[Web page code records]

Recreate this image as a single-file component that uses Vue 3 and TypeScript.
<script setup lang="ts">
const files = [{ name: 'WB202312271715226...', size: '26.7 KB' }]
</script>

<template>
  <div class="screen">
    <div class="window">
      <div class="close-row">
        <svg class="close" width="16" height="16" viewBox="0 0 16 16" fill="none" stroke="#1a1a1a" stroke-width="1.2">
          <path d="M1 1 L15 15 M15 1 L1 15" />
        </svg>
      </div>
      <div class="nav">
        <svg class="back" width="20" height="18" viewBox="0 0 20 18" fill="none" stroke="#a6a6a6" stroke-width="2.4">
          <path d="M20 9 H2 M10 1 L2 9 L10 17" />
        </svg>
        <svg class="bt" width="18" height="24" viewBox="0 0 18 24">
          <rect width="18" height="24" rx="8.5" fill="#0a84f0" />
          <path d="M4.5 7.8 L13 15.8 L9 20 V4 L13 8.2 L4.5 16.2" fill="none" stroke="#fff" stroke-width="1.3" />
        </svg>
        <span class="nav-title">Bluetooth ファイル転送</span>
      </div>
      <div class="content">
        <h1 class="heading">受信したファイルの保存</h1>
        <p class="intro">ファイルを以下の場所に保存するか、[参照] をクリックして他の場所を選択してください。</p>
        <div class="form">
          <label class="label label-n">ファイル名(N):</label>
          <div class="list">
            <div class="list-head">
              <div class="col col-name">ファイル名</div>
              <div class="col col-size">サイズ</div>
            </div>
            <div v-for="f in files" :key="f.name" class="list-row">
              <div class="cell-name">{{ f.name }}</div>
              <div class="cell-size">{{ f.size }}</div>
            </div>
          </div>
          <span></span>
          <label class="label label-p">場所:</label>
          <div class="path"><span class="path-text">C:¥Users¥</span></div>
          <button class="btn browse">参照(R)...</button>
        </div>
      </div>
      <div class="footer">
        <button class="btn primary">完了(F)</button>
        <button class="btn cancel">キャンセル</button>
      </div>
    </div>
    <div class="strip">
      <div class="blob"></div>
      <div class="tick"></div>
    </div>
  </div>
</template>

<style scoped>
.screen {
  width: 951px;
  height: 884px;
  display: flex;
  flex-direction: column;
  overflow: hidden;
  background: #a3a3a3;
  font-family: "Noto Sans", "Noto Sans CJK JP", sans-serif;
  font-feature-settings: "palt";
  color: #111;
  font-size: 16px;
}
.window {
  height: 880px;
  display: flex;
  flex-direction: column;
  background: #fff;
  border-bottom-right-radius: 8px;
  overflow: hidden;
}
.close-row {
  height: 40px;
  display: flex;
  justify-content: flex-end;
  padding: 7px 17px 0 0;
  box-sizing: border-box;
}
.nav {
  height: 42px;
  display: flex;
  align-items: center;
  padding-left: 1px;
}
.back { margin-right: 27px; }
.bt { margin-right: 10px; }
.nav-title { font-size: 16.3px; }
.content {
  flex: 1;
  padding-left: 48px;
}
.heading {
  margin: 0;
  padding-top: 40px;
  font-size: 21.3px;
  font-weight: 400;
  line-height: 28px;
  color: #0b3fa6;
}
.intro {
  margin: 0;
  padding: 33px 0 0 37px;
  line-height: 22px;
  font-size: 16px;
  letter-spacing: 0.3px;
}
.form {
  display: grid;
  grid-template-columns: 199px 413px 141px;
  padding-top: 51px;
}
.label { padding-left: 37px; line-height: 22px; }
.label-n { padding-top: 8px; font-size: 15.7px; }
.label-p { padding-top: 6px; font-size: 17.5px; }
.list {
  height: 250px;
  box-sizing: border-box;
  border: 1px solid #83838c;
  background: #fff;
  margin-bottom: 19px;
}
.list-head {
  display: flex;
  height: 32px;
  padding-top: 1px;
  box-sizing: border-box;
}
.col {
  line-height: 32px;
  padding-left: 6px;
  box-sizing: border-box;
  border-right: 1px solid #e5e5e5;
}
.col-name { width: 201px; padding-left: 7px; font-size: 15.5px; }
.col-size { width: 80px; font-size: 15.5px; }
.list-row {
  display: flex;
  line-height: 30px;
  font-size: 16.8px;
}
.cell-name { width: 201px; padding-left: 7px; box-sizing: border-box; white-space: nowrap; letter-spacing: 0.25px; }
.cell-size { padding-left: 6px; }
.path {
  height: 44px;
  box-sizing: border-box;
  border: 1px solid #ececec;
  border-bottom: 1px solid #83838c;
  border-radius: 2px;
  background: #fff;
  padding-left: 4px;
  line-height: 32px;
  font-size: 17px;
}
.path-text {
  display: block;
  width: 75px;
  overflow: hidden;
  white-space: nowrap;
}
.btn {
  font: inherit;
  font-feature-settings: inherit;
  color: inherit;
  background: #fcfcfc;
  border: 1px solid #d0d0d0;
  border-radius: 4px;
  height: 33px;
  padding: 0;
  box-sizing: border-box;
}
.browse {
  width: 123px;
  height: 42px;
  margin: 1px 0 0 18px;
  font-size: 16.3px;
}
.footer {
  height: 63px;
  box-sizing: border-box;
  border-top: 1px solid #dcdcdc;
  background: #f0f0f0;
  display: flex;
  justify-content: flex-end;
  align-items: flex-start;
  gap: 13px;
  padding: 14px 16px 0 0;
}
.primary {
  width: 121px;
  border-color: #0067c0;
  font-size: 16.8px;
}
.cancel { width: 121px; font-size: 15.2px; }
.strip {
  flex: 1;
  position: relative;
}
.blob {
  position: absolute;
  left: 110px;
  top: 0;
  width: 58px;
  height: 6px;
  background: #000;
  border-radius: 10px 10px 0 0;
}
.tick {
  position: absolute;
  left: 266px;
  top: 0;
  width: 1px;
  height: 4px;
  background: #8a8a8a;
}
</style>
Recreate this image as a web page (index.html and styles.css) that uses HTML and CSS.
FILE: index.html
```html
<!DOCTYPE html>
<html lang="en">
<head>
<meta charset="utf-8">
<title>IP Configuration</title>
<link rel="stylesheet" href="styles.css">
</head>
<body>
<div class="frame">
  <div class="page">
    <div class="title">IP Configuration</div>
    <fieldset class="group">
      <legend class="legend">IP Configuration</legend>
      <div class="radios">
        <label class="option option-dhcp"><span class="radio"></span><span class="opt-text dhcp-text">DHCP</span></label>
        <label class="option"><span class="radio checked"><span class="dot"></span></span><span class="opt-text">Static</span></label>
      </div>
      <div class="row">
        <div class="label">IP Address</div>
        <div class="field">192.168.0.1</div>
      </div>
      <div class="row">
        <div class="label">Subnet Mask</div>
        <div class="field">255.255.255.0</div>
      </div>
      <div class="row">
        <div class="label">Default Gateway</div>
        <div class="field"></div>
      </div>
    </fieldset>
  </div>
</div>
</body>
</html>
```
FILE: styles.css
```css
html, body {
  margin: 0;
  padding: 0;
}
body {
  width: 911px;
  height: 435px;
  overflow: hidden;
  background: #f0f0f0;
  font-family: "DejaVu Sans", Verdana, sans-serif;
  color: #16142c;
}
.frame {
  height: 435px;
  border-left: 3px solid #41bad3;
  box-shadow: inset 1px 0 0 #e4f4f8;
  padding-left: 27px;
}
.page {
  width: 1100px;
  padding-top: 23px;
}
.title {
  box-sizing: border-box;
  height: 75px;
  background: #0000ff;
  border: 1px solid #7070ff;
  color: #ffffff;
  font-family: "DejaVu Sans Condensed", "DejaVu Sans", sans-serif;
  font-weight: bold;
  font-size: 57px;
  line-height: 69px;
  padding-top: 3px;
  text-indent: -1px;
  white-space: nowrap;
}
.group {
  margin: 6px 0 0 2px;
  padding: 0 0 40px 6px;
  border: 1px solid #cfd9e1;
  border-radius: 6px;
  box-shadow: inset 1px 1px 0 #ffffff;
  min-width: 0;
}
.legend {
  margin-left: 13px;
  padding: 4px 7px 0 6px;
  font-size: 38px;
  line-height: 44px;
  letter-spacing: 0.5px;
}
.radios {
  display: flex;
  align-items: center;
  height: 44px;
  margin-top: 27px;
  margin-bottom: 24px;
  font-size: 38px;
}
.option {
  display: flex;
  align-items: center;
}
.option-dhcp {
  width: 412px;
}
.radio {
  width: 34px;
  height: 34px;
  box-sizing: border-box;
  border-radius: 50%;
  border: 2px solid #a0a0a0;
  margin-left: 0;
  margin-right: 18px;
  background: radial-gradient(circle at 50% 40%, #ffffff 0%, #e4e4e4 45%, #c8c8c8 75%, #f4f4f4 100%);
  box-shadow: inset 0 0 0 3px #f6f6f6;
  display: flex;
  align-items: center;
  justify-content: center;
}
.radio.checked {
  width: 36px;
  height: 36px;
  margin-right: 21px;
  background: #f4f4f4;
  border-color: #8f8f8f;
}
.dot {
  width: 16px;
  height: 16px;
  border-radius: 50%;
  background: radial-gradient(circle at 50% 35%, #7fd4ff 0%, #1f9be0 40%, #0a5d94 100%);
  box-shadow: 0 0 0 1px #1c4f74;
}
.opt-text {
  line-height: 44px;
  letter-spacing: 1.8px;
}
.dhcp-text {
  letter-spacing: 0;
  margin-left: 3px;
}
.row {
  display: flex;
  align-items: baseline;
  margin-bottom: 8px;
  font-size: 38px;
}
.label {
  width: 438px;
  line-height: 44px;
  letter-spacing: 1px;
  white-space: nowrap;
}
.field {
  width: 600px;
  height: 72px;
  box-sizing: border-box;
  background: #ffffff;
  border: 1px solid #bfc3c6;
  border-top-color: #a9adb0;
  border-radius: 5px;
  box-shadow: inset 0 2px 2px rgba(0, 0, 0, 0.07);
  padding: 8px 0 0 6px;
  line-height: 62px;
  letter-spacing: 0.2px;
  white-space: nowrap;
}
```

▸ **EXERCISE**
Report the number of lines in the listing where the string "image" appears, and nothing besides.

▸ **WRITTEN ANSWER**
2